I want to let you in to my story because my story makes me who I am today... and if you're going to have a pelvic floor physical therapist as a provider, you want to have someone that you can relate with.
I have a 20 year history of being a dancer. I always wanted to be a professional dancer. I dreamed of it, I could taste it. But at the age of 15 my dreams were crushed by the fact that I (please understand this is extremely difficult to be letting you know) was raped. This traumatic event led me to having urinary incontinence and I would pee my pants any time I danced or I was active. I also had pelvic pain, consistent urinary tract infections, and frequent constipation because I had so much pain.
These symptoms caused me to be so embarrassed about my condition that I would skip dance practice, I would stop trying out for the harder roles, I was just not able to reach my personal best. I was so embarrassed, I was disgusted, I was overwhelmed, I felt guilty and was so full of shame, I had no positive feelings or things to say about myself.

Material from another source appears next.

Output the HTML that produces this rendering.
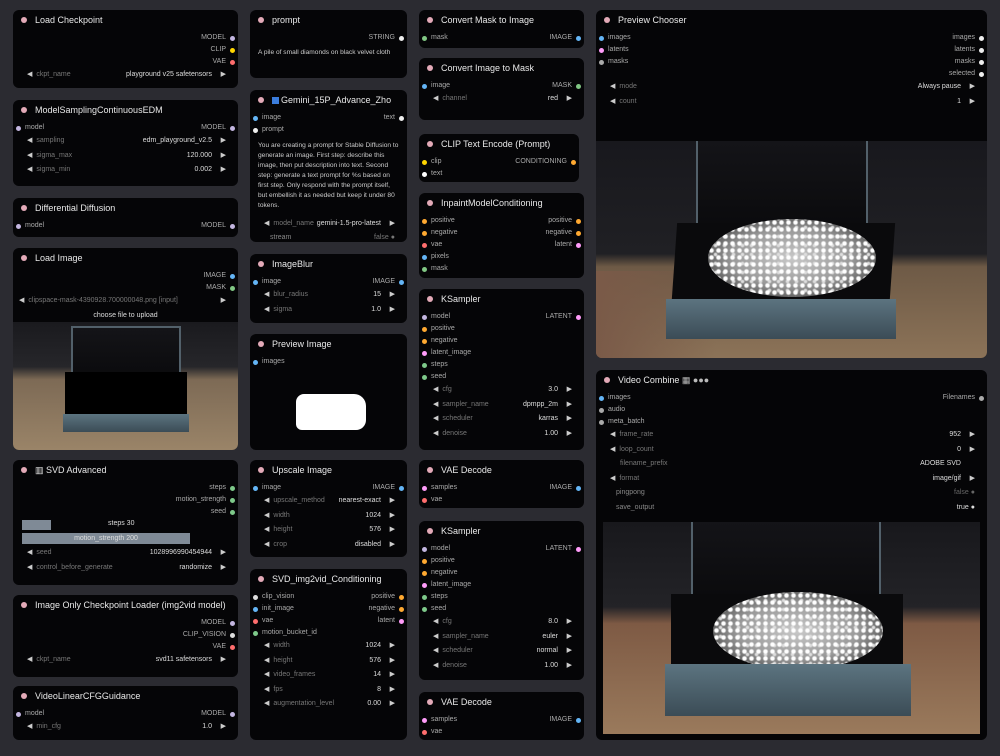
<!DOCTYPE html>
<html><head><meta charset="utf-8"><style>
*{margin:0;padding:0;box-sizing:border-box}
body{width:1000px;height:756px;background:#2b2b31;font-family:"Liberation Sans",sans-serif;position:relative;overflow:hidden;color:#ccc}
.n{position:absolute;background:#050507;border-radius:6px;overflow:hidden}
.t{height:22px;line-height:21px;font-size:9px;color:#e8e8e8;padding-left:22px;position:relative}
.t:before{content:"";position:absolute;left:8px;top:7px;width:6px;height:6px;border-radius:50%;background:#e3aab8}
.r{height:12px;line-height:12px;font-size:7px;color:#aaa;position:relative;padding-left:12px}
.r i{position:absolute;left:3px;top:3.5px;width:5px;height:5px;border-radius:50%}
.r .o{position:absolute;right:12px;top:0;color:#aaa}
.r .o i{left:auto;right:-9px}
.w{height:14.5px;line-height:14.5px;font-size:7px;color:#777;position:relative;padding-left:14px}
.w:before{content:"◀";color:#ccc;font-size:7px;margin-right:4px}
.w b{position:absolute;right:26px;font-weight:normal;color:#ddd}
.w:after{content:"▶";position:absolute;right:12px;color:#ccc}
.w.nw:before,.w.nw:after{content:""}
.p{font-size:6.6px;line-height:10px;color:#ccc;padding:4px 8px}
.scene{position:absolute;overflow:hidden;background:linear-gradient(#18181d 0,#202024 52%,#6e5a46 58%,#8c7358 100%)}
.case{position:absolute;background:#0b0b0e}
.lid{position:absolute;background:linear-gradient(#141418,#09090b);border:2px solid #52606a}
.front{position:absolute;background:linear-gradient(#5c7480,#3b4c56)}
.dia{position:absolute;border-radius:50%;background:radial-gradient(circle,#fff 0 1.5px,rgba(255,255,255,0) 3px) 0 0/7px 7px,radial-gradient(circle,#ddd 0 1px,rgba(0,0,0,0) 2.5px) 3px 4px/9px 9px,radial-gradient(ellipse,#c8c8c8 0,#9a9a9a 50%,#5a5a5a 75%,#222 100%)}
</style></head><body>

<!-- Column 1 -->
<div class="n" style="left:13px;top:10px;width:225px;height:78px">
<div class="t">Load Checkpoint</div>
<div class="r"><span class="o">MODEL<i style="background:#c3b6e0"></i></span></div>
<div class="r"><span class="o">CLIP<i style="background:#ffd500"></i></span></div>
<div class="r"><span class="o">VAE<i style="background:#ff6e6e"></i></span></div>
<div class="w">ckpt_name<b>playground v25 safetensors</b></div>
</div>
<div class="n" style="left:13px;top:100px;width:225px;height:86px">
<div class="t">ModelSamplingContinuousEDM</div>
<div class="r"><i style="background:#c3b6e0"></i>model<span class="o">MODEL<i style="background:#c3b6e0"></i></span></div>
<div class="w">sampling<b>edm_playground_v2.5</b></div>
<div class="w">sigma_max<b>120.000</b></div>
<div class="w">sigma_min<b>0.002</b></div>
</div>
<div class="n" style="left:13px;top:198px;width:225px;height:39px">
<div class="t">Differential Diffusion</div>
<div class="r"><i style="background:#c3b6e0"></i>model<span class="o">MODEL<i style="background:#c3b6e0"></i></span></div>
</div>
<div class="n" style="left:13px;top:248px;width:225px;height:202px">
<div class="t">Load Image</div>
<div class="r"><span class="o">IMAGE<i style="background:#64b5f6"></i></span></div>
<div class="r"><span class="o">MASK<i style="background:#81c784"></i></span></div>
<div class="w" style="padding-left:6px">clipspace-mask-4390928.700000048.png [input]<b></b></div>
<div style="font-size:7px;color:#ddd;text-align:center;height:14px;line-height:14px">choose file to upload</div>
<div class="scene" style="left:0;top:74px;width:225px;height:128px;background:linear-gradient(#1a1a1e 0,#26262a 35%,#7d6a55 45%,#9a8468 100%)">
<div class="lid" style="left:58px;top:4px;width:110px;height:62px"></div>
<div class="case" style="left:52px;top:50px;width:122px;height:48px;background:#000"></div>
<div class="front" style="left:50px;top:92px;width:126px;height:18px"></div>
</div>
</div>
<div class="n" style="left:13px;top:460px;width:225px;height:125px">
<div class="t">▥ SVD Advanced</div>
<div class="r"><span class="o">steps<i style="background:#7ec98a"></i></span></div>
<div class="r"><span class="o">motion_strength<i style="background:#7ec98a"></i></span></div>
<div class="r"><span class="o">seed<i style="background:#7ec98a"></i></span></div>
<div style="position:relative;height:14px;font-size:7px;color:#ddd"><div style="position:absolute;left:9px;top:2px;width:29px;height:10px;background:#7f8a96"></div><span style="position:absolute;left:95px;top:2px">steps 30</span></div>
<div style="position:relative;height:14px;font-size:7px;color:#ddd"><div style="position:absolute;left:9px;top:1px;width:168px;height:11px;background:#7f8a96;text-align:center;line-height:11px">motion_strength 200</div></div>
<div class="w">seed<b>1028996990454944</b></div>
<div class="w">control_before_generate<b>randomize</b></div>
</div>
<div class="n" style="left:13px;top:595px;width:225px;height:82px">
<div class="t">Image Only Checkpoint Loader (img2vid model)</div>
<div class="r"><span class="o">MODEL<i style="background:#c3b6e0"></i></span></div>
<div class="r"><span class="o">CLIP_VISION<i style="background:#ddd"></i></span></div>
<div class="r"><span class="o">VAE<i style="background:#ff6e6e"></i></span></div>
<div class="w">ckpt_name<b>svd11 safetensors</b></div>
</div>
<div class="n" style="left:13px;top:686px;width:225px;height:54px">
<div class="t">VideoLinearCFGGuidance</div>
<div class="r"><i style="background:#c3b6e0"></i>model<span class="o">MODEL<i style="background:#c3b6e0"></i></span></div>
<div class="w">min_cfg<b>1.0</b></div>
</div>

<!-- Column 2 -->
<div class="n" style="left:250px;top:10px;width:157px;height:68px">
<div class="t">prompt</div>
<div class="r"><span class="o">STRING<i style="background:#eee"></i></span></div>
<div class="p">A pile of small diamonds on black velvet cloth</div>
</div>
<div class="n" style="left:250px;top:90px;width:157px;height:152px">
<div class="t"><span style="display:inline-block;width:7px;height:7px;background:#3b7ddd;margin-right:2px;vertical-align:-1px"></span>Gemini_15P_Advance_Zho</div>
<div class="r"><i style="background:#64b5f6"></i>image<span class="o">text<i style="background:#eee"></i></span></div>
<div class="r"><i style="background:#eee"></i>prompt</div>
<div class="p" style="padding-top:5px">You are creating a prompt for Stable Diffusion to generate an image. First step: describe this image, then put description into text. Second step: generate a text prompt for %s based on first step. Only respond with the prompt itself, but embellish it as needed but keep it under 80 tokens.</div>
<div class="w" style="margin-top:2px">model_name<b>gemini-1.5-pro-latest</b></div>
<div class="r" style="padding-left:20px;color:#888">stream<span class="o" style="color:#777">false ●</span></div>
</div>
<div class="n" style="left:250px;top:254px;width:157px;height:69px">
<div class="t">ImageBlur</div>
<div class="r"><i style="background:#64b5f6"></i>image<span class="o">IMAGE<i style="background:#64b5f6"></i></span></div>
<div class="w">blur_radius<b>15</b></div>
<div class="w">sigma<b>1.0</b></div>
</div>
<div class="n" style="left:250px;top:334px;width:157px;height:116px">
<div class="t">Preview Image</div>
<div class="r"><i style="background:#64b5f6"></i>images</div>
<div style="position:absolute;left:46px;top:60px;width:70px;height:36px;background:#fff;border-radius:8px 12px 10px 6px"></div>
</div>
<div class="n" style="left:250px;top:460px;width:157px;height:97px">
<div class="t">Upscale Image</div>
<div class="r"><i style="background:#64b5f6"></i>image<span class="o">IMAGE<i style="background:#64b5f6"></i></span></div>
<div class="w">upscale_method<b>nearest-exact</b></div>
<div class="w">width<b>1024</b></div>
<div class="w">height<b>576</b></div>
<div class="w">crop<b>disabled</b></div>
</div>
<div class="n" style="left:250px;top:569px;width:157px;height:171px">
<div class="t">SVD_img2vid_Conditioning</div>
<div class="r"><i style="background:#ddd"></i>clip_vision<span class="o">positive<i style="background:#ffa931"></i></span></div>
<div class="r"><i style="background:#64b5f6"></i>init_image<span class="o">negative<i style="background:#ffa931"></i></span></div>
<div class="r"><i style="background:#ff6e6e"></i>vae<span class="o">latent<i style="background:#ff9cf9"></i></span></div>
<div class="r"><i style="background:#7ec98a"></i>motion_bucket_id</div>
<div class="w">width<b>1024</b></div>
<div class="w">height<b>576</b></div>
<div class="w">video_frames<b>14</b></div>
<div class="w">fps<b>8</b></div>
<div class="w">augmentation_level<b>0.00</b></div>
</div>

<!-- Column 3 -->
<div class="n" style="left:419px;top:10px;width:165px;height:38px">
<div class="t">Convert Mask to Image</div>
<div class="r"><i style="background:#81c784"></i>mask<span class="o">IMAGE<i style="background:#64b5f6"></i></span></div>
</div>
<div class="n" style="left:419px;top:58px;width:165px;height:62px">
<div class="t">Convert Image to Mask</div>
<div class="r"><i style="background:#64b5f6"></i>image<span class="o">MASK<i style="background:#81c784"></i></span></div>
<div class="w">channel<b>red</b></div>
</div>
<div class="n" style="left:419px;top:134px;width:160px;height:48px">
<div class="t">CLIP Text Encode (Prompt)</div>
<div class="r"><i style="background:#ffd500"></i>clip<span class="o">CONDITIONING<i style="background:#ffa931"></i></span></div>
<div class="r"><i style="background:#fff"></i>text</div>
</div>
<div class="n" style="left:419px;top:193px;width:165px;height:85px">
<div class="t">InpaintModelConditioning</div>
<div class="r"><i style="background:#ffa931"></i>positive<span class="o">positive<i style="background:#ffa931"></i></span></div>
<div class="r"><i style="background:#ffa931"></i>negative<span class="o">negative<i style="background:#ffa931"></i></span></div>
<div class="r"><i style="background:#ff6e6e"></i>vae<span class="o">latent<i style="background:#ff9cf9"></i></span></div>
<div class="r"><i style="background:#64b5f6"></i>pixels</div>
<div class="r"><i style="background:#81c784"></i>mask</div>
</div>
<div class="n" style="left:419px;top:289px;width:165px;height:161px">
<div class="t">KSampler</div>
<div class="r"><i style="background:#c3b6e0"></i>model<span class="o">LATENT<i style="background:#ff9cf9"></i></span></div>
<div class="r"><i style="background:#ffa931"></i>positive</div>
<div class="r"><i style="background:#ffa931"></i>negative</div>
<div class="r"><i style="background:#ff9cf9"></i>latent_image</div>
<div class="r"><i style="background:#7ec98a"></i>steps</div>
<div class="r"><i style="background:#7ec98a"></i>seed</div>
<div class="w">cfg<b>3.0</b></div>
<div class="w">sampler_name<b>dpmpp_2m</b></div>
<div class="w">scheduler<b>karras</b></div>
<div class="w">denoise<b>1.00</b></div>
</div>
<div class="n" style="left:419px;top:460px;width:165px;height:48px">
<div class="t">VAE Decode</div>
<div class="r"><i style="background:#ff9cf9"></i>samples<span class="o">IMAGE<i style="background:#64b5f6"></i></span></div>
<div class="r"><i style="background:#ff6e6e"></i>vae</div>
</div>
<div class="n" style="left:419px;top:521px;width:165px;height:159px">
<div class="t">KSampler</div>
<div class="r"><i style="background:#c3b6e0"></i>model<span class="o">LATENT<i style="background:#ff9cf9"></i></span></div>
<div class="r"><i style="background:#ffa931"></i>positive</div>
<div class="r"><i style="background:#ffa931"></i>negative</div>
<div class="r"><i style="background:#ff9cf9"></i>latent_image</div>
<div class="r"><i style="background:#7ec98a"></i>steps</div>
<div class="r"><i style="background:#7ec98a"></i>seed</div>
<div class="w">cfg<b>8.0</b></div>
<div class="w">sampler_name<b>euler</b></div>
<div class="w">scheduler<b>normal</b></div>
<div class="w">denoise<b>1.00</b></div>
</div>
<div class="n" style="left:419px;top:692px;width:165px;height:48px">
<div class="t">VAE Decode</div>
<div class="r"><i style="background:#ff9cf9"></i>samples<span class="o">IMAGE<i style="background:#64b5f6"></i></span></div>
<div class="r"><i style="background:#ff6e6e"></i>vae</div>
</div>

<!-- Column 4 -->
<div class="n" style="left:596px;top:10px;width:391px;height:348px">
<div class="t">Preview Chooser</div>
<div class="r"><i style="background:#64b5f6"></i>images<span class="o">images<i style="background:#eee"></i></span></div>
<div class="r"><i style="background:#ff9cf9"></i>latents<span class="o">latents<i style="background:#eee"></i></span></div>
<div class="r"><i style="background:#aaa"></i>masks<span class="o">masks<i style="background:#eee"></i></span></div>
<div class="r"><span class="o">selected<i style="background:#eee"></i></span></div>
<div class="w">mode<b>Always pause</b></div>
<div class="w">count<b>1</b></div>
<div class="scene" style="left:0;top:131px;width:391px;height:217px;background:linear-gradient(#18181d 0,#202024 52%,#6e5a46 58%,#8c7358 100%)">
<div style="position:absolute;left:0;top:130px;width:120px;height:90px;background:linear-gradient(90deg,#7a5a48,rgba(0,0,0,0))"></div>
<div class="lid" style="left:100px;top:0;width:172px;height:100px;border-top:none"></div>
<div class="case" style="left:78px;top:82px;width:218px;height:90px;background:#0a0a0c;transform:skewX(-4deg)"></div>
<div class="dia" style="left:112px;top:78px;width:168px;height:78px"></div>
<div class="front" style="left:70px;top:158px;width:230px;height:40px"></div>
</div>
</div>
<div class="n" style="left:596px;top:370px;width:391px;height:370px">
<div class="t">Video Combine <span style="color:#bbb">▦ ●●●</span></div>
<div class="r"><i style="background:#64b5f6"></i>images<span class="o">Filenames<i style="background:#aaa"></i></span></div>
<div class="r"><i style="background:#aaa"></i>audio</div>
<div class="r"><i style="background:#aaa"></i>meta_batch</div>
<div class="w">frame_rate<b>952</b></div>
<div class="w">loop_count<b>0</b></div>
<div class="w nw" style="padding-left:20px">filename_prefix<b style="right:26px">ADOBE SVD</b></div>
<div class="w">format<b>image/gif</b></div>
<div class="r" style="padding-left:20px;color:#888;height:14.5px;line-height:14.5px">pingpong<span class="o" style="color:#666">false ●</span></div>
<div class="r" style="padding-left:20px;color:#888;height:14.5px;line-height:14.5px">save_output<span class="o" style="color:#ddd">true ●</span></div>
<div class="scene" style="left:7px;top:152px;width:377px;height:212px;background:linear-gradient(#18181c 0,#232327 40%,#7e5a44 48%,#9a7a5c 100%)">
<div class="lid" style="left:88px;top:-2px;width:190px;height:92px;border-top:none"></div>
<div class="case" style="left:68px;top:72px;width:232px;height:90px;background:#0a0a0c"></div>
<div class="dia" style="left:110px;top:70px;width:170px;height:78px"></div>
<div class="front" style="left:62px;top:142px;width:246px;height:52px"></div>
</div>
</div>
</body></html>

I went until I was about 25 years old (that is 10 years) of dealing with these symptoms. At that point, I was in a doctorate program to become a physical therapist and had no idea pelvic floor physical therapy existed. I went to a clinician and watched how it worked and realized I had a MASSIVE desire to exercise without peeing myself and to have sex without pain, get rid of the pelvic pain all together. I also realized I have a desire to help other women suffering silently.
I finally went to a healthcare provider, who told me to see a counselor for my "concerns" about pain and leakage. I was observing other pelvic floor physical therapists who would hook their patients up to some machine for 15 minutes. I was running into a road block for my dream of becoming symptoms free.
Remember how I wanted to help women and help myself? Well, I was being told I'm crazy and it couldn't be done. I was told by other pelvic floor therapists that "this is just how it's done." I felt extremely defeated.